• Problem:
Please write out the lines of the data exactly, beginning with the first and ending with the line containing "const COMPONENT = 'HorizontalScrollHandler1';"; leave the pictures behind.

• Information provided:
--

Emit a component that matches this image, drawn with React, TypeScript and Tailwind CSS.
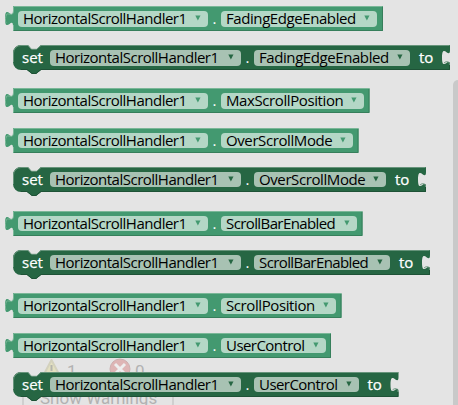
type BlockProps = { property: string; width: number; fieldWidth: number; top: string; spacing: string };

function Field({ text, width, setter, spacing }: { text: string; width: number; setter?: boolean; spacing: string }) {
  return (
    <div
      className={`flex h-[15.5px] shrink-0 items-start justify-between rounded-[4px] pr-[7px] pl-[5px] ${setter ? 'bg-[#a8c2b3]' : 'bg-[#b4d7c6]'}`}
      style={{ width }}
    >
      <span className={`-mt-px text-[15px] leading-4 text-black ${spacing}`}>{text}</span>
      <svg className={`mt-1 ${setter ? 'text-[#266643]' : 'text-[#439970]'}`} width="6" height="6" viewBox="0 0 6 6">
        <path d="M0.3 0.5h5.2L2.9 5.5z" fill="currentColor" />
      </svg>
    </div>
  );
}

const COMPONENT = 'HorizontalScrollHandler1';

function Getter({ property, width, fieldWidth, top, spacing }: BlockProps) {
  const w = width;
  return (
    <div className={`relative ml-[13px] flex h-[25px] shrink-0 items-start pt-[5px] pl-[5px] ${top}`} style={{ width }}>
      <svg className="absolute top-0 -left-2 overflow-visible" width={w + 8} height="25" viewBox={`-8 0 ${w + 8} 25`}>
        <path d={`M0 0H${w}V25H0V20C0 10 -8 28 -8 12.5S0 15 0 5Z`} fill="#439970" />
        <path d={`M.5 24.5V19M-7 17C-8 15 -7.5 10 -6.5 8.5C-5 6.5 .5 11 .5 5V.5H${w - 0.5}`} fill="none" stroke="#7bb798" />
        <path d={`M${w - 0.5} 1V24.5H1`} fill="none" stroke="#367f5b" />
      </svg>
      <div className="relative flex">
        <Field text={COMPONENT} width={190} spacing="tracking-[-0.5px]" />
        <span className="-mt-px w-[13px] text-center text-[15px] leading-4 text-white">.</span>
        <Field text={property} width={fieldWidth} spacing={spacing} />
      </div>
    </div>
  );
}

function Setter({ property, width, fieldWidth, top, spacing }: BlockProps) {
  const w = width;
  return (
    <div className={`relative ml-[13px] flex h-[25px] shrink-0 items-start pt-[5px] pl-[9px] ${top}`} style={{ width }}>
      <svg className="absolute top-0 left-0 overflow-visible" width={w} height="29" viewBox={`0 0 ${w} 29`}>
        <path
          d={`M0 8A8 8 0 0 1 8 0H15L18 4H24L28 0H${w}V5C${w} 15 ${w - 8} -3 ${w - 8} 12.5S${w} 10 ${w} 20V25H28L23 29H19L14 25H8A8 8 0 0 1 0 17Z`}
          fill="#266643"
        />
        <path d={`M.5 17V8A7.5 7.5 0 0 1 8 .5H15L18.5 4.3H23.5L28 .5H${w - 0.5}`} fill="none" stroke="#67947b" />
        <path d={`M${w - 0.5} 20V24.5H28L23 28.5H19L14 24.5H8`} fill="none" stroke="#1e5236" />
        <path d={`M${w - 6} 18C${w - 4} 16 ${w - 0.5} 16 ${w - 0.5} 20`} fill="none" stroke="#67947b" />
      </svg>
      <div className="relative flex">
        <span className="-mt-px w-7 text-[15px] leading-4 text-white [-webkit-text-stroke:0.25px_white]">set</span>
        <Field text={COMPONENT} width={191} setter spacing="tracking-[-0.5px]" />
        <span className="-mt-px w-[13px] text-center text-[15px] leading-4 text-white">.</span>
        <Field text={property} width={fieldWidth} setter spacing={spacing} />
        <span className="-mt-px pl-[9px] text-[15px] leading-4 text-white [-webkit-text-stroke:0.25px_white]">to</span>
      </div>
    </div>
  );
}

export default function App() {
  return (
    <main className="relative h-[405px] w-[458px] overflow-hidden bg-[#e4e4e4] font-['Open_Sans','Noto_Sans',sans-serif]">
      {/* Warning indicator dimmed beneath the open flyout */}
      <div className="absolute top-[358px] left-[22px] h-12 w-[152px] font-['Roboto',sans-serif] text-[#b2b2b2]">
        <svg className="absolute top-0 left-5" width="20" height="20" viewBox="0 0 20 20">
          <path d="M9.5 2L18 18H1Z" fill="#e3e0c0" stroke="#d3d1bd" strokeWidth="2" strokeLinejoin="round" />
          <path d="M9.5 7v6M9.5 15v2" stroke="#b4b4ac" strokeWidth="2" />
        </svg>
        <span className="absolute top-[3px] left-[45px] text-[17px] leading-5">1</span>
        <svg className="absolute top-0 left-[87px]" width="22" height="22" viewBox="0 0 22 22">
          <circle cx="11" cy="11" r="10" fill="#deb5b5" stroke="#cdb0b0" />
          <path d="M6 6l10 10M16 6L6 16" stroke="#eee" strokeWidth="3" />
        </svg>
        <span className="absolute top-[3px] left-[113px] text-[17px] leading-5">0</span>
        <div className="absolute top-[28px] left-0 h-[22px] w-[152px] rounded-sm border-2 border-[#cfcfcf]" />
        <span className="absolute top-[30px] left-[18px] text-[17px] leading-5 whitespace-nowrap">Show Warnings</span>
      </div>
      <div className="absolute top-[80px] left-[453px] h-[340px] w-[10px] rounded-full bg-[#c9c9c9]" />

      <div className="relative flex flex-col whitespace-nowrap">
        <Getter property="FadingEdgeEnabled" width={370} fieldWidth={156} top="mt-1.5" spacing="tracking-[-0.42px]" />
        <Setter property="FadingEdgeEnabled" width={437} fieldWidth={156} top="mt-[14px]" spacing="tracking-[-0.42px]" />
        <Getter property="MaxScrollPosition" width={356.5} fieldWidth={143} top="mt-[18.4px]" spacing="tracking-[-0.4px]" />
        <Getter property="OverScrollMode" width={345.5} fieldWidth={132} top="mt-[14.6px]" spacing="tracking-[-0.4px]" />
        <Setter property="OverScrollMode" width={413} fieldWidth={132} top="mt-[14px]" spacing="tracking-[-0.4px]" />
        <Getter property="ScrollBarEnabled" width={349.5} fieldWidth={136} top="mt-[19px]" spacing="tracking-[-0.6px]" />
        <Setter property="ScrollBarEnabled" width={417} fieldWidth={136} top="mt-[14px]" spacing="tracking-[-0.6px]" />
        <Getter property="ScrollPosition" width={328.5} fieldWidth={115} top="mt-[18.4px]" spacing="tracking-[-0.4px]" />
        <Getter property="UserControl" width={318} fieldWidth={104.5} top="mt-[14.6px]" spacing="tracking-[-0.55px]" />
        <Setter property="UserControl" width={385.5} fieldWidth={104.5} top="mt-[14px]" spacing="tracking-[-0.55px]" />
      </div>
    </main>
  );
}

--

• In response:
Emit a component that matches this image, drawn with React, TypeScript and Tailwind CSS.
type BlockProps = { property: string; width: number; fieldWidth: number; top: string; spacing: string };

function Field({ text, width, setter, spacing }: { text: string; width: number; setter?: boolean; spacing: string }) {
  return (
    <div
      className={`flex h-[15.5px] shrink-0 items-start justify-between rounded-[4px] pr-[7px] pl-[5px] ${setter ? 'bg-[#a8c2b3]' : 'bg-[#b4d7c6]'}`}
      style={{ width }}
    >
      <span className={`-mt-px text-[15px] leading-4 text-black ${spacing}`}>{text}</span>
      <svg className={`mt-1 ${setter ? 'text-[#266643]' : 'text-[#439970]'}`} width="6" height="6" viewBox="0 0 6 6">
        <path d="M0.3 0.5h5.2L2.9 5.5z" fill="currentColor" />
      </svg>
    </div>
  );
}

const COMPONENT = 'HorizontalScrollHandler1';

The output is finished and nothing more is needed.